● **What the exercise asks**
Draw out every line with the word "size" from the listing below.
◆ ◆ ◆ ◆
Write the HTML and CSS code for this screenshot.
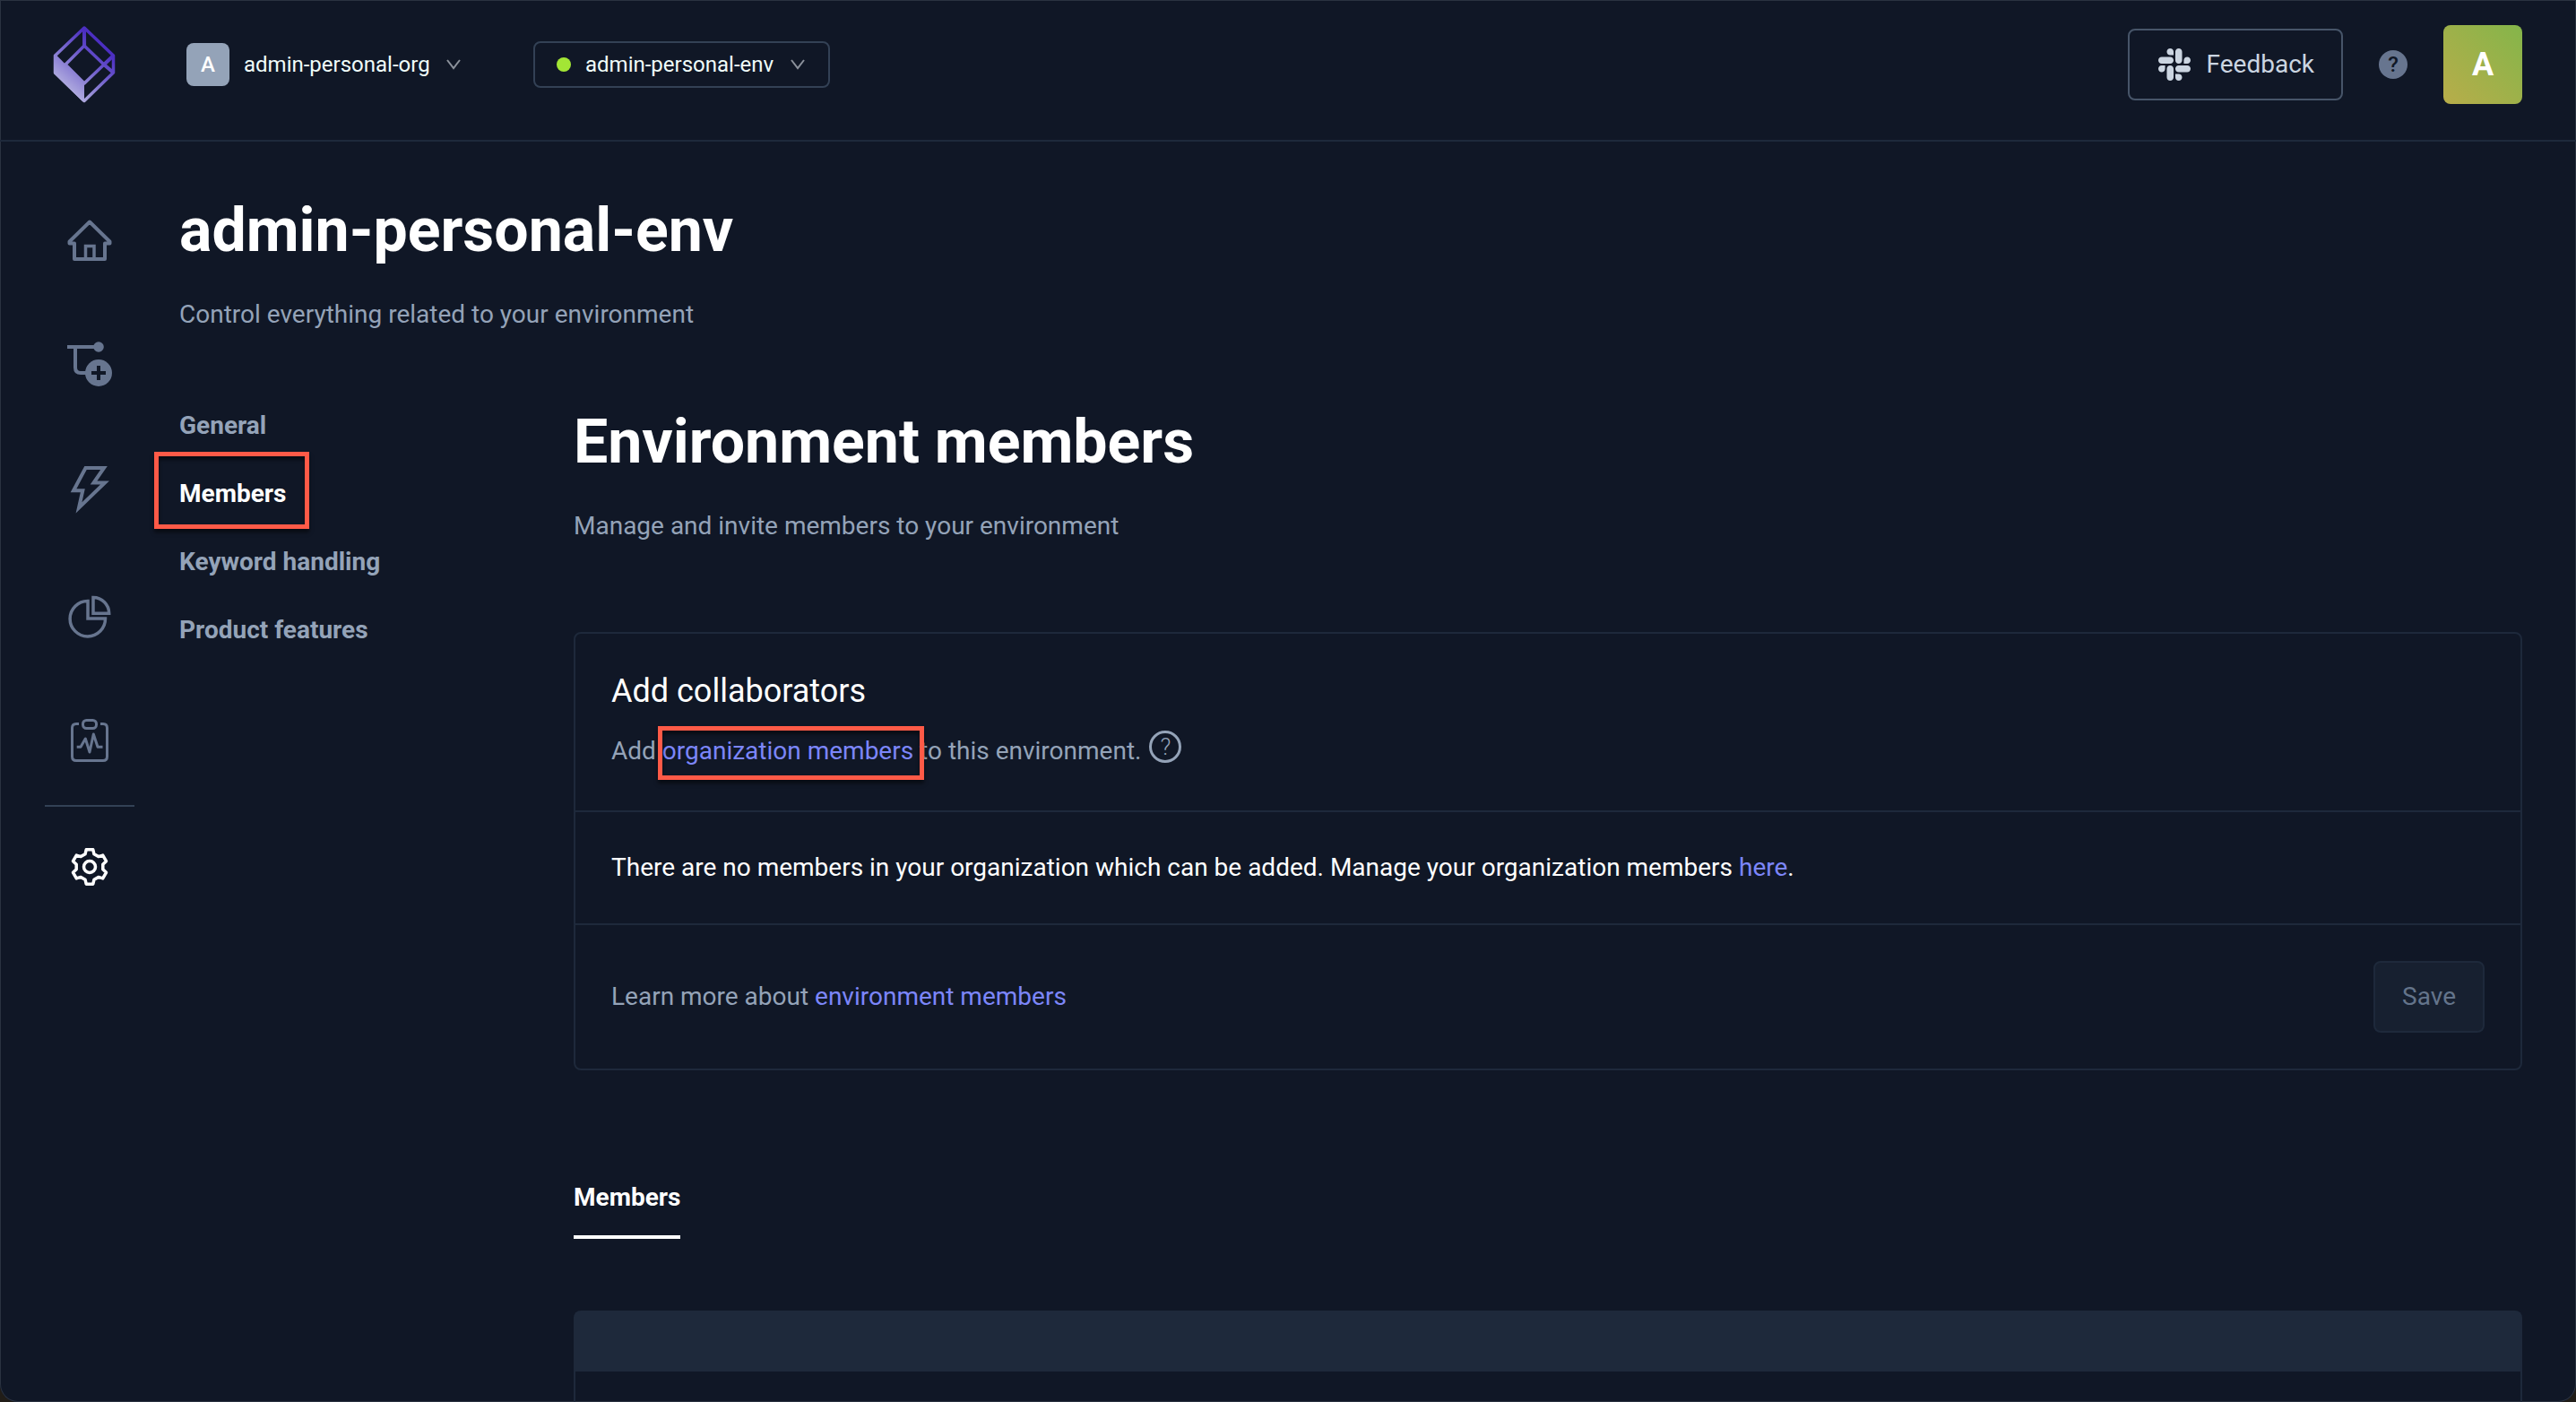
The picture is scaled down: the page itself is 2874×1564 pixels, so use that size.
FILE: index.html
```html
<!DOCTYPE html>
<html lang="en">
<head>
<meta charset="utf-8">
<meta name="viewport" content="width=device-width, initial-scale=1">
<title>Environment members</title>
<link rel="stylesheet" href="styles.css">
</head>
<body>
<div class="app">
  <header class="topbar">
    <a class="logo" href="#" aria-label="Home">
      <svg width="72" height="90" viewBox="0 0 72 90" fill="none">
        <defs>
          <linearGradient id="logo-fill" gradientUnits="userSpaceOnUse" x1="12" y1="76" x2="56" y2="26">
            <stop offset="0" stop-color="#bcb9e2"/>
            <stop offset=".45" stop-color="#8478d2"/>
            <stop offset="1" stop-color="#4c2fc2"/>
          </linearGradient>
        </defs>
        <g stroke="url(#logo-fill)" stroke-width="3.500" stroke-linejoin="round">
          <path d="M36 4 68.500 35V54L36 85.500 3.500 54V35Z"/>
          <path d="M36 24 58 45 36 66 15 45Z"/>
          <path d="M36 4 36.100 25M58 45 68.500 35M58 45 68.500 54" stroke-width="4"/>
        </g>
        <path d="M2 35 5 34.500 36 66V87L34 86 2 55Z" fill="url(#logo-fill)"/>
      </svg>
    </a>
    <div class="org">
      <span class="org-badge">A</span>
      <select class="picker" aria-label="Organization"><option>admin-personal-org</option></select>
      <svg class="chevron" width="16" height="12" viewBox="0 0 16 12"><path d="M1 1 8 10 15 1"/></svg>
    </div>
    <div class="env">
      <span class="env-dot"></span>
      <select class="picker" aria-label="Environment"><option>admin-personal-env</option></select>
      <svg class="chevron" width="16" height="12" viewBox="0 0 16 12"><path d="M1 1 8 10 15 1"/></svg>
    </div>
    <div class="actions">
      <button class="feedback" type="button">
        <svg width="36" height="36" viewBox="0 32 448 448" fill="currentColor"><path d="M94.12 315.1c0 25.9-21.16 47.06-47.06 47.06S0 341 0 315.1c0-25.9 21.16-47.06 47.06-47.06h47.06v47.06zm23.72 0c0-25.9 21.16-47.06 47.06-47.06s47.06 21.16 47.06 47.06v117.84c0 25.9-21.16 47.06-47.06 47.06s-47.06-21.16-47.06-47.06V315.1zm47.06-188.98c-25.9 0-47.06-21.16-47.06-47.06S139 32 164.9 32s47.06 21.16 47.06 47.06v47.06H164.9zm0 23.72c25.9 0 47.06 21.16 47.06 47.06s-21.16 47.06-47.06 47.06H47.06C21.16 243.96 0 222.8 0 196.9s21.16-47.06 47.06-47.06H164.9zm188.98 47.06c0-25.9 21.16-47.06 47.06-47.06 25.9 0 47.06 21.16 47.06 47.06s-21.16 47.06-47.06 47.06h-47.06V196.9zm-23.72 0c0 25.9-21.16 47.06-47.06 47.06-25.9 0-47.06-21.16-47.06-47.06V79.06c0-25.9 21.16-47.06 47.06-47.06 25.9 0 47.06 21.16 47.06 47.06V196.9zM283.1 385.88c25.9 0 47.06 21.16 47.06 47.06 0 25.9-21.16 47.06-47.06 47.06-25.9 0-47.06-21.16-47.06-47.06v-47.06h47.06zm0-23.72c-25.9 0-47.06-21.16-47.06-47.06 0-25.9 21.16-47.06 47.06-47.06h117.84c25.9 0 47.06 21.16 47.06 47.06 0 25.9-21.16 47.06-47.06 47.06H283.1z"/></svg>
        Feedback
      </button>
      <button class="help" type="button" title="Help">?</button>
      <button class="avatar" type="button">A</button>
    </div>
  </header>

  <div class="shell">
    <nav class="rail" aria-label="Primary">
      <a href="#" aria-label="Home"><svg viewBox="0 0 56 56" stroke-width="4"><path d="M28 7.500 5.500 29.500V31.500H11V49H45V31.500H50.500V29.500Z" stroke-linejoin="round"/><path d="M23.500 49V34.500H33V49" stroke-width="3.500"/></svg></a>
      <a href="#" aria-label="Workflows"><svg viewBox="0 0 56 56" stroke-width="4"><path d="M3 7H38M12 7V30Q12 36 18 36H24"/><circle class="solid" cx="38" cy="7" r="5.800"/><circle class="solid" cx="38" cy="36" r="15"/><path class="cut" d="M30 36H46M38 28V44"/></svg></a>
      <a href="#" aria-label="Events"><svg viewBox="0 0 56 56" stroke-width="4"><path d="M23.500 2H44L32.500 18.500H45L16 46.500 20.300 27.300H10Z"/></svg></a>
      <a href="#" aria-label="Analytics"><svg viewBox="0 0 56 56" stroke-width="3.500"><path d="M26 30H45.500A19.700 19.700 0 1 1 26 10.500Z"/><path d="M32 6.500V24.200H49.700A17.700 17.700 0 0 0 32 6.500Z"/></svg></a>
      <a href="#" aria-label="Activity"><svg viewBox="0 0 56 56" stroke-width="3" stroke-linejoin="round"><path d="M16 7.500H13Q8.500 7.500 8.500 12V44Q8.500 48.500 13 48.500H43Q47.500 48.500 47.500 44V12Q47.500 7.500 43 7.500H40"/><rect x="20.500" y="3.500" width="15" height="9" rx="4"/><path d="M13.700 33.300H18L23.300 24 28 39 32.300 19 37 33.300H42.500"/></svg></a>
      <a class="current" href="#" aria-label="Settings"><svg viewBox="0 0 56 56" stroke-width="3.500" stroke-linejoin="round"><g transform="translate(28 28)"><circle r="6.500"/><path d="M-5-14.200-3.800-19.200H3.800L5-14.200 9.800-11.400 14.700-12.900 18.500-6.300 14.800-2.800V2.800L18.500 6.300 14.700 12.900 9.800 11.400 5 14.200 3.800 19.200H-3.800L-5 14.200-9.800 11.400-14.700 12.900-18.500 6.300-14.800 2.800V-2.800L-18.500-6.300-14.700-12.900-9.800-11.400Z"/></g></svg></a>
    </nav>

    <main class="page">
      <h1 class="title">admin-personal-env</h1>
      <p class="subtitle">Control everything related to your environment</p>

      <div class="columns">
        <nav class="sections" aria-label="Settings">
          <a href="#">General</a>
          <a class="current" href="#" aria-current="page">Members<span class="marker marker-nav"></span></a>
          <a href="#">Keyword handling</a>
          <a href="#">Product features</a>
        </nav>

        <div class="content">
          <h2 class="title">Environment members</h2>
          <p class="subtitle">Manage and invite members to your environment</p>

          <section class="card">
            <div class="card-head">
              <h3>Add collaborators</h3>
              <p>Add <span class="marked"><a href="#">organization members</a><span class="marker marker-link"></span></span> to this environment.<button class="hint" type="button" title="More information">?</button></p>
            </div>
            <div class="card-body">There are no members in your organization which can be added. Manage your organization members <a href="#">here</a>.</div>
            <div class="card-foot">
              <p>Learn more about <a href="#">environment members</a></p>
              <button class="save" type="button" disabled>Save</button>
            </div>
          </section>

          <div class="tabs" role="tablist"><button class="tab" type="button" role="tab" aria-selected="true">Members</button></div>

          <div class="members">
            <table aria-label="Members">
              <thead><tr><th></th></tr></thead>
              <tbody></tbody>
            </table>
          </div>
        </div>
      </div>
    </main>
  </div>
</div>
</body>
</html>
```
FILE: styles.css
```css
:root {
  --bg: #101726;
  --line: #1e293b;
  --line-strong: #334155;
  --muted: #94a3b8;
  --icon: #67758f;
  --text: #ffffff;
  --link: #7c86fa;
  --mark: #ff5a47;
}

* { box-sizing: border-box; }

html { background: #211d18; }

body {
  margin: 0;
  color: var(--text);
  font: 400 28px/44px Roboto, "Liberation Sans", sans-serif;
}

h1, h2, h3, p { margin: 0; }
a { color: var(--link); text-decoration: none; }
button, select { font: inherit; color: inherit; }
button { padding: 0; border: 0; background: none; }
svg { display: block; flex: none; }

.app {
  display: flex;
  flex-direction: column;
  min-height: 100vh;
  border-radius: 0 0 20px 20px;
  background: var(--bg);
  box-shadow: inset 0 0 0 1px #2a3240;
}

/* Top bar */
.topbar {
  display: flex;
  align-items: center;
  height: 158px;
  padding: 0 60px 12px 58px;
  border-bottom: 2px solid var(--line);
}

.org, .env, .actions, .feedback { display: flex; align-items: center; }

.org { margin-left: 78px; }

.org-badge {
  width: 48px;
  border-radius: 8px;
  background: var(--muted);
  font-size: 24px;
  font-weight: 500;
  line-height: 48px;
  text-align: center;
}

.picker {
  margin: 0 18px 0 16px;
  padding: 0;
  border: 0;
  appearance: none;
  background: none;
  color: #f0fdfa;
  font-size: 24px;
  line-height: 32px;
}

.chevron { fill: none; stroke: #8b919b; stroke-width: 2; }

.env {
  height: 52px;
  margin-left: 81px;
  padding: 0 26px 0 24px;
  border: 2px solid var(--line-strong);
  border-radius: 8px;
}

.env-dot {
  width: 16px;
  height: 16px;
  border-radius: 50%;
  background: #a3e635;
}

.actions { margin-left: auto; }

.feedback {
  gap: 18px;
  height: 80px;
  padding: 0 30px 0 32px;
  border: 2px solid #475569;
  border-radius: 8px;
  color: #cbd5e1;
}

.help {
  width: 32px;
  margin: 0 40px;
  border-radius: 50%;
  background: var(--icon);
  color: var(--bg);
  font-size: 24px;
  font-weight: 500;
  line-height: 32px;
}

.avatar {
  width: 88px;
  border-radius: 8px;
  background: linear-gradient(45deg, #b8ad4a, #84b54a);
  font-size: 36px;
  font-weight: 700;
  line-height: 88px;
}

/* Body */
.shell { display: flex; flex: 1; }

.rail { width: 200px; padding: 40px 50px 0; }

.rail a {
  display: flex;
  align-items: center;
  justify-content: center;
  height: 140px;
  color: var(--icon);
}

.rail a.current {
  padding-bottom: 4px;
  border-top: 2px solid var(--line-strong);
  color: var(--text);
}

.rail svg {
  width: 56px;
  height: 56px;
  overflow: visible;
  fill: none;
  stroke: currentColor;
}

.rail .solid { fill: currentColor; stroke: none; }
.rail .cut { stroke: var(--bg); }

.page {
  display: flex;
  flex: 1;
  flex-direction: column;
  padding: 57px 60px 0 0;
}

.title { font-size: 68px; font-weight: 700; line-height: 84px; }
.subtitle { margin-top: 30px; color: var(--muted); }

.columns {
  display: grid;
  flex: 1;
  grid-template-columns: 440px 1fr;
  margin-top: 64px;
}

.sections a {
  display: block;
  position: relative;
  width: fit-content;
  color: var(--muted);
  font-weight: 700;
  line-height: 76px;
}

.sections a.current { color: var(--text); }

.content { display: flex; flex-direction: column; padding-top: 14px; }

/* Highlight frames drawn over the text */
.marker {
  position: absolute;
  border: 5px solid var(--mark);
  box-shadow: 0 4px 4px rgba(0, 0, 0, .5), inset 0 4px 4px rgba(0, 0, 0, .5);
}

.marker-nav { inset: -9px -26px -1px -28px; }
.marker-link { inset: -11px -12px -16px -5px; }
.marked { position: relative; }

/* Card */
.card {
  margin-top: 96px;
  border: 2px solid var(--line);
  border-radius: 8px;
}

.card-head, .card-body, .card-foot { padding: 40px; }
.card-head { padding-bottom: 44px; }
.card-head, .card-body { border-bottom: 2px solid var(--line); }
.card-head p, .card-foot p { color: var(--muted); }
.card h3 { margin-bottom: 20px; font-size: 36px; font-weight: 400; line-height: 48px; }

.hint {
  width: 36px;
  height: 36px;
  margin-left: 9px;
  border: 3px solid var(--muted);
  border-radius: 50%;
  font-size: 26px;
  font-weight: 300;
  line-height: 30px;
  vertical-align: 5px;
  color: var(--muted);
}

.card-foot { display: flex; align-items: center; justify-content: space-between; }

.save {
  height: 80px;
  padding: 0 30px;
  border: 2px solid var(--line);
  border-radius: 8px;
  background: #172030;
  color: #64748b;
}

.tabs { display: flex; margin-top: 120px; }

.tab {
  padding-bottom: 20px;
  border-bottom: 4px solid var(--text);
  font-weight: 700;
}

/* Members table */
.members {
  flex: 1;
  margin-top: 80px;
  border: 2px solid var(--line);
  border-bottom: 0;
  border-radius: 8px 8px 0 0;
}

.members table { width: 100%; border-collapse: collapse; }
.members th { height: 66px; padding: 0; background: var(--line); }
```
◆ ◆ ◆ ◆
● **Answer to this task**
The picture is scaled down: the page itself is 2874×1564 pixels, so use that size.
  font-size: 24px;
  font-size: 24px;
  font-size: 24px;
  font-size: 36px;
.title { font-size: 68px; font-weight: 700; line-height: 84px; }
.card h3 { margin-bottom: 20px; font-size: 36px; font-weight: 400; line-height: 48px; }
  font-size: 26px;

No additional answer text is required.